We’ve all read about cybercrime consisting of expert hacking attacks on consumer information databases. The targets have included major banks and retailers such as Target. The information stolen includes names, addresses, credit card numbers, Social Security numbers, passwords and much more.
One of the most damaging hacks was a Chinese attack on the U.S. Office of Personnel Management, in which hackers stole personal files on millions of federal employees and government contractors that could allow Chinese intelligence to identify U.S. intelligence operatives, many of whom operate as contractors with nonofficial cover. Now comes an even more dangerous threat.
As described in this article, data theft is now being conducted not just by outside hackers but by insiders including employees of the victim company. In this example, the incident “involved theft of more than 100 million customer records, 140,000 Social Security numbers and 80,000 linked bank details of Capital One customers.”

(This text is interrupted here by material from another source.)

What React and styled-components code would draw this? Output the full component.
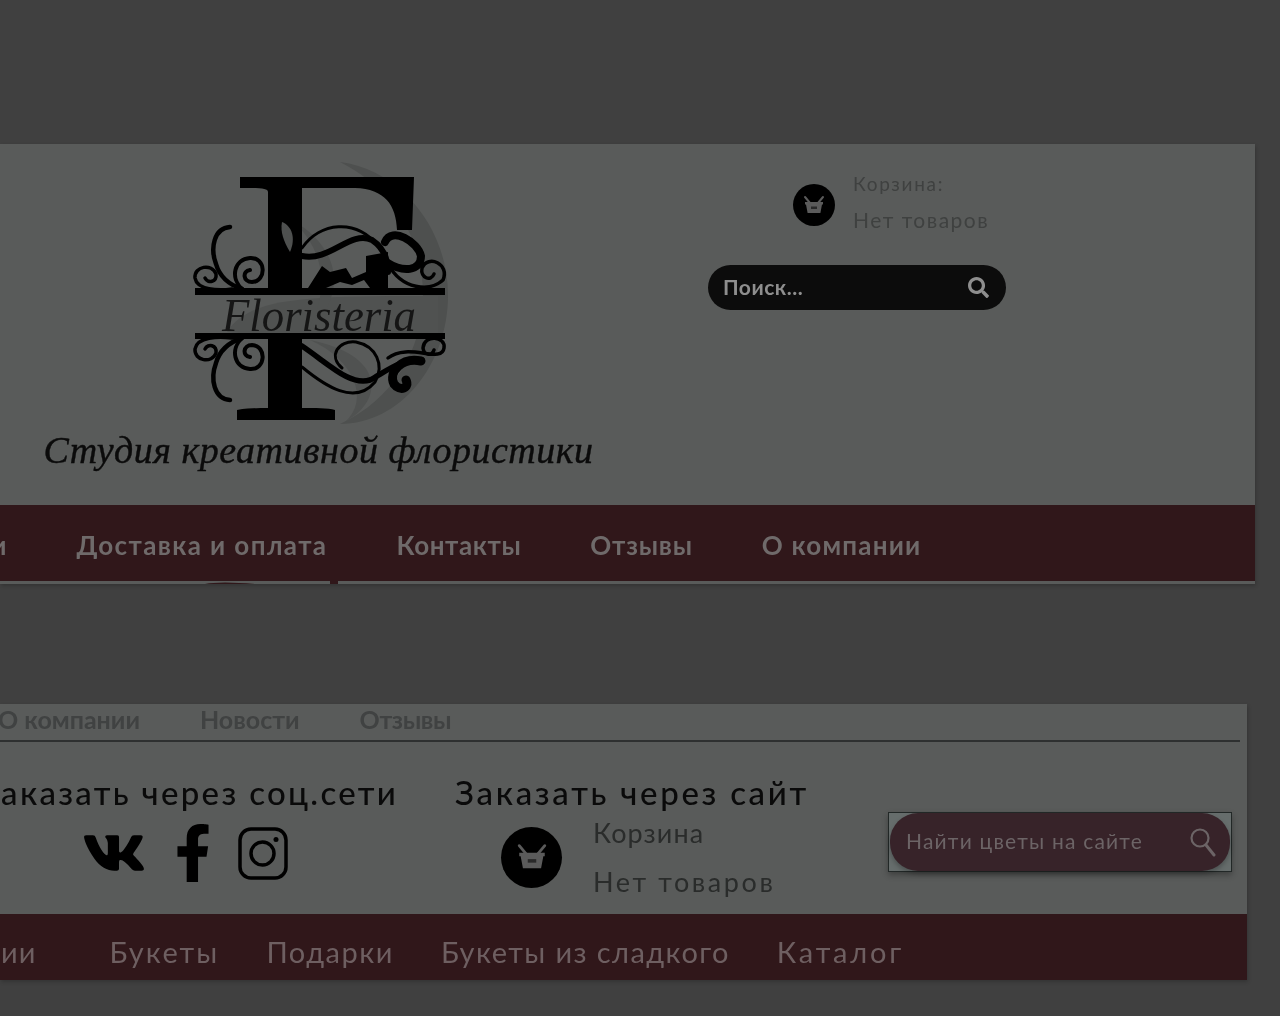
import React from 'react';
import styled, { createGlobalStyle } from 'styled-components';
import { FaVk, FaFacebookF, FaSearch } from 'react-icons/fa';

const Global = createGlobalStyle`
  html, body { margin: 0; padding: 0; background: #404040; }
  body { font-family: Lato, "Noto Sans", sans-serif; overflow-x: hidden; }
`;
const Page = styled.div`
  height: 1016px; box-sizing: border-box; padding-top: 144px; background: #404040;
  display: flex; flex-direction: column; gap: 120px; overflow: hidden;
`;
const Panel = styled.section`
  width: ${p => p.$w}px; height: ${p => p.$h}px; background: #595b5a; overflow: hidden;
  display: flex; flex-direction: column; box-shadow: 1px 2px 4px rgba(0,0,0,.2);
`;
const Header = styled.header`height: 361px; display: flex; flex: none;`;
const Brand = styled.div`
  width: 640px; flex: none; display: flex; flex-direction: column; align-items: center;
`;
const LogoSvg = styled.svg`width: 280px; height: 270px; margin-top: 16px; flex: none; filter: blur(.6px);`;
const Tagline = styled.div`
  font-family: "Liberation Serif", serif; font-style: italic; font-size: 38px; line-height: 46px;
  letter-spacing: .5px; color: #0b0b0b; white-space: nowrap; margin-top: -3px; margin-left: -3px;
  -webkit-text-stroke: .4px #0b0b0b; filter: blur(.5px);
`;
const Side = styled.div`
  margin-left: 68px; width: 300px; padding-top: 22px; display: flex; flex-direction: column;
`;
const CartTop = styled.div`display: flex; align-items: center; gap: 18px; margin-left: 85px; height: 78px;`;
const Round = styled.span`
  width: ${p => p.$s}px; height: ${p => p.$s}px; border-radius: 50%; background: #000; flex: none;
  display: flex; align-items: center; justify-content: center;
`;
const CartLines = styled.div`
  display: flex; flex-direction: column; gap: ${p => p.$gap}px; margin: 0 0 ${p => p.$mb || 0}px ${p => p.$ml || 0}px;
`;
const CartLine = styled.span`
  font-size: ${p => p.$fs}px; line-height: ${p => p.$lh}px; color: ${p => p.$c};
  letter-spacing: ${p => p.$ls}px; white-space: nowrap; filter: blur(.4px);
`;
const PillTop = styled.div`
  width: 298px; height: 45px; margin-top: 21px; box-sizing: border-box; border-radius: 23px; background: #0c0c0c;
  display: flex; align-items: center; justify-content: space-between; padding: 0 17px 0 15px;
  color: #8e8e8e; filter: blur(.4px);
`;
const PillText = styled.span`font-size: 21px; font-weight: 700; letter-spacing: .5px; margin-bottom: 3px;`;
const NavTop = styled.nav`
  height: 76px; flex: none; background: #30171a; display: flex; align-items: center; gap: 69px;
  margin-left: -76px; padding-top: 3px; box-sizing: border-box;
`;
const NavTopItem = styled.a`
  font-size: 26px; font-weight: 700; color: #6f6a6a; letter-spacing: ${p => p.$ls}px; white-space: nowrap; filter: blur(.6px);
`;
const Strip = styled.svg`display: block; width: 1255px; height: 3px; flex: none;`;
const Tabs = styled.nav`
  height: 36px; box-sizing: border-box; padding-bottom: 6px; flex: none; display: flex; align-items: center; gap: 60px; margin-left: -2px;
`;
const Tab = styled.a`
  font-size: 25px; font-weight: 700; color: #404242; letter-spacing: ${p => p.$ls}px; white-space: nowrap; filter: blur(.6px);
`;
const Rule = styled.hr`
  margin: 0; border: 0; height: 2px; width: 1240px; flex: none; background: #2e3030;
`;
const Order = styled.div`height: 172px; flex: none; display: flex;`;
const Col = styled.div`
  width: ${p => p.$w}px; margin-left: ${p => p.$ml}px; flex: none; display: flex; flex-direction: column;
`;
const Heading = styled.h3`
  margin: 32px 0 0; font-size: 33px; line-height: 36px; font-weight: 500; color: #0a0a0a; white-space: nowrap;
  letter-spacing: ${p => p.$ls}px; filter: blur(.4px);
`;
const Socials = styled.div`display: flex; align-items: center; margin: 13px 0 0 102px; height: 60px; color: #000;`;
const SocialSlot = styled.span`display: flex; margin-left: ${p => p.$ml}px;`;
const CartBottom = styled.div`display: flex; align-items: center; gap: 31px; margin: 7px 0 0 46px; height: 80px;`;
const SearchFrame = styled.div`
  width: 344px; height: 60px; box-sizing: border-box; border: 1px solid #222827; background: #666d6c;
  margin: 70px 15px 0 auto; flex: none; display: flex; padding: 0 1px;
  box-shadow: 0 3px 6px rgba(0,0,0,.3);
`;
const SearchPill = styled.div`
  flex: 1; border-radius: 28px; background: #372329; display: flex; align-items: center; justify-content: space-between;
  padding: 0 13px 0 16px; color: #6c6466; box-shadow: 0 3px 5px rgba(0,0,0,.25);
`;
const SearchText = styled.span`font-size: 21px; letter-spacing: 1.2px; white-space: nowrap; margin-bottom: 3px; filter: blur(.3px);`;
const NavBottom = styled.nav`
  height: 67px; flex: none; box-sizing: border-box; padding-top: 8px; background: #30171a; display: flex; align-items: center; gap: 47px; margin-left: -54px;
`;
const NavBottomItem = styled.a`
  font-size: 29px; color: #6e5f61; letter-spacing: ${p => p.$ls}px; white-space: nowrap; margin-right: ${p => p.$mr || 0}px; filter: blur(.4px);
`;

const Basket = ({ s }) => (
  <svg width={s} height={s} viewBox="0 0 24 24" fill="none">
    <path d="M3 4 8 10M21 4l-5 6" stroke="#5b5b5b" strokeWidth="2" strokeLinecap="round" />
    <path d="M3 9h18v2.5h-1l-1.6 8.5H5.600L4 11.500H3z" fill="#5b5b5b" />
    <path d="M9 13.500h6v2.500H9z" fill="#000" opacity=".55" />
  </svg>
);

const Instagram = () => (
  <svg width="50" height="53" viewBox="0 0 50 53" fill="none" stroke="#000" strokeWidth="3.500">
    <rect x="2" y="2" width="46" height="49" rx="11" />
    <circle cx="24.500" cy="26.500" r="11.500" />
    <circle cx="38" cy="12.500" r="2.500" fill="#000" stroke="none" />
  </svg>
);

const ThinSearch = () => (
  <svg width="28" height="30" viewBox="0 0 28 30" fill="none" stroke="currentColor" strokeLinecap="round">
    <circle cx="11" cy="11" r="8.500" strokeWidth="2.200" />
    <path d="M17 18 25 28" strokeWidth="3" />
  </svg>
);

const Flourish = () => (
  <g fill="none" stroke="#000" strokeLinecap="round">
    <path d="M50 67C34 68 30 88 36 104 40 118 50 125 62 129" strokeWidth="4.500" />
    <path d="M62 129C50 118 54 99 70 98 86 97 87 121 72 122 63 122 62 111 70 110" strokeWidth="4" />
    <path d="M52 129C38 131 17 130 15 118 14 106 32 103 36 114 37 122 28 124 25 118" strokeWidth="3.500" />
  </g>
);

const Logo = () => (
  <LogoSvg viewBox="0 0 280 270">
    <path d="M160 2C222 10 268 70 268 135 268 205 220 264 160 264 212 240 243 190 243 135 243 78 212 28 160 2Z" fill="#4e504f" />
    <path d="M47 172C70 136 130 136 258 136V173H60Z" fill="#505251" />
    <path d="M112 60C145 90 150 130 128 170 165 140 165 90 112 60Z" fill="#505251" />
    <path d="M130 180C175 200 190 240 165 262 205 240 205 195 130 180Z" fill="#505251" />
    <g fill="#000">
      <path d="M60 17H234L232 70H217C216 45 205 29 175 28H122V128H88V32C88 28 80 28 60 28Z" />
      <path d="M88 179H122V248C135 248 148 248 155 250V260H57V250C68 248 80 248 88 248Z" />
      <rect x="15" y="128" width="250" height="7" />
      <rect x="15" y="173" width="250" height="6" />
      <path d="M128 128 142 106 150 112 166 108 172 118 186 112V96L208 92V128H190L184 120 172 125 160 122 146 128Z" />
    </g>
    <path d="M102 62C112 66 116 78 110 92 104 82 100 72 102 62Z" fill="#4e504f" />
    <Flourish />
    <g transform="matrix(1 0 0 -1 0 307)"><Flourish /></g>
    <g fill="none" stroke="#000" strokeLinecap="round">
      <path d="M122 96C150 102 170 70 192 80 204 88 208 100 208 112" strokeWidth="6" />
      <path d="M122 88C140 62 176 58 198 86" strokeWidth="3" />
      <path d="M205 82C212 66 238 82 241 96 241 112 222 112 208 103" strokeWidth="8" />
      <path d="M208 104C222 130 250 132 263 120 270 104 248 94 242 108 240 118 251 122 254 114" strokeWidth="3.500" />
      <path d="M122 186C150 205 170 226 190 220 205 212 222 198 242 200" strokeWidth="5.500" />
      <path d="M122 207C145 226 175 246 195 222 205 205 196 186 176 182 158 180 148 196 162 208" strokeWidth="3" />
      <path d="M241 201C222 197 208 212 214 224 220 232 230 228 226 220" strokeWidth="9" />
      <path d="M208 198C228 182 262 204 264 188 266 176 244 174 243 188 244 196 252 196 254 190" strokeWidth="3.500" />
    </g>
    <text x="42" y="171" textLength="194" lengthAdjust="spacingAndGlyphs" fontFamily="'Liberation Serif', serif" fontStyle="italic" fontSize="46" fill="#0a0a0a" fillOpacity=".85">Floristeria</text>
  </LogoSvg>
);

export default function App() {
  return (
    <Page>
      <Global />
      <Panel $w={1255} $h={440}>
        <Header>
          <Brand>
            <Logo />
            <Tagline>Студия креативной флористики</Tagline>
          </Brand>
          <Side>
            <CartTop>
              <Round $s={42}><Basket s={24} /></Round>
              <CartLines $gap={10} $mb={6}>
                <CartLine $fs={19} $lh={26} $ls={1.7} $c="#3f4140">Корзина:</CartLine>
                <CartLine $fs={21} $lh={26} $ls={1.5} $c="#3f4140">Нет товаров</CartLine>
              </CartLines>
            </CartTop>
            <PillTop>
              <PillText>Поиск...</PillText>
              <FaSearch size={21} />
            </PillTop>
          </Side>
        </Header>
        <NavTop>
          <NavTopItem $ls={1}>Акции</NavTopItem>
          <NavTopItem $ls={1.4}>Доставка и оплата</NavTopItem>
          <NavTopItem $ls={.6}>Контакты</NavTopItem>
          <NavTopItem $ls={.8}>Отзывы</NavTopItem>
          <NavTopItem $ls={1.2}>О компании</NavTopItem>
        </NavTop>
        <Strip viewBox="0 0 1255 3"><path d="M205 3Q220 0 255 3ZM330 0h8v3h-8z" fill="#30171a" /></Strip>
      </Panel>
      <Panel $w={1247} $h={276}>
        <Tabs>
          <Tab $ls={0}>О компании</Tab>
          <Tab $ls={0}>Новости</Tab>
          <Tab $ls={-.4}>Отзывы</Tab>
        </Tabs>
        <Rule />
        <Order>
          <Col $w={415} $ml={-20}>
            <Heading $ls={2.3}>Заказать через соц.сети</Heading>
            <Socials>
              <FaVk size={64} />
              <SocialSlot $ml={18}><FaFacebookF size={58} /></SocialSlot>
              <SocialSlot $ml={16}><Instagram /></SocialSlot>
            </Socials>
          </Col>
          <Col $w={360} $ml={60}>
            <Heading $ls={2.7}>Заказать через сайт</Heading>
            <CartBottom>
              <Round $s={61}><Basket s={34} /></Round>
              <CartLines $gap={19}>
                <CartLine $fs={27} $lh={30} $ls={1.1} $c="#2a2c2b">Корзина</CartLine>
                <CartLine $fs={27} $lh={30} $ls={2.6} $c="#2a2c2b">Нет товаров</CartLine>
              </CartLines>
            </CartBottom>
          </Col>
          <SearchFrame>
            <SearchPill>
              <SearchText>Найти цветы на сайте</SearchText>
              <ThinSearch />
            </SearchPill>
          </SearchFrame>
        </Order>
        <NavBottom>
          <NavBottomItem $ls={1} $mr={26}>Акции</NavBottomItem>
          <NavBottomItem $ls={2.1}>Букеты</NavBottomItem>
          <NavBottomItem $ls={1.5}>Подарки</NavBottomItem>
          <NavBottomItem $ls={1.4}>Букеты из сладкого</NavBottomItem>
          <NavBottomItem $ls={2.8}>Каталог</NavBottomItem>
        </NavBottom>
      </Panel>
    </Page>
  );
}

The individual accused of stealing the records was an employee who exploited a flaw in the firewall to steal the information. The usual process is that the party stealing the information tries to sell it to criminal gangs through the dark web and those gangs sell it to other criminals, who can make false purchases or hold the information for ransom from the customer victims.
No amount of firewalls or scrutiny can prevent this kind of theft. Customers have some statutory protection that comes from the data custodians. Still, it’s just a matter of time before some custodian goes bankrupt, leaving defrauded customers high and dry.
The only partial recourse for customers is to hold some assets in nondigital forms such as gold, silver, land or natural resources. Those hard assets are unhackable.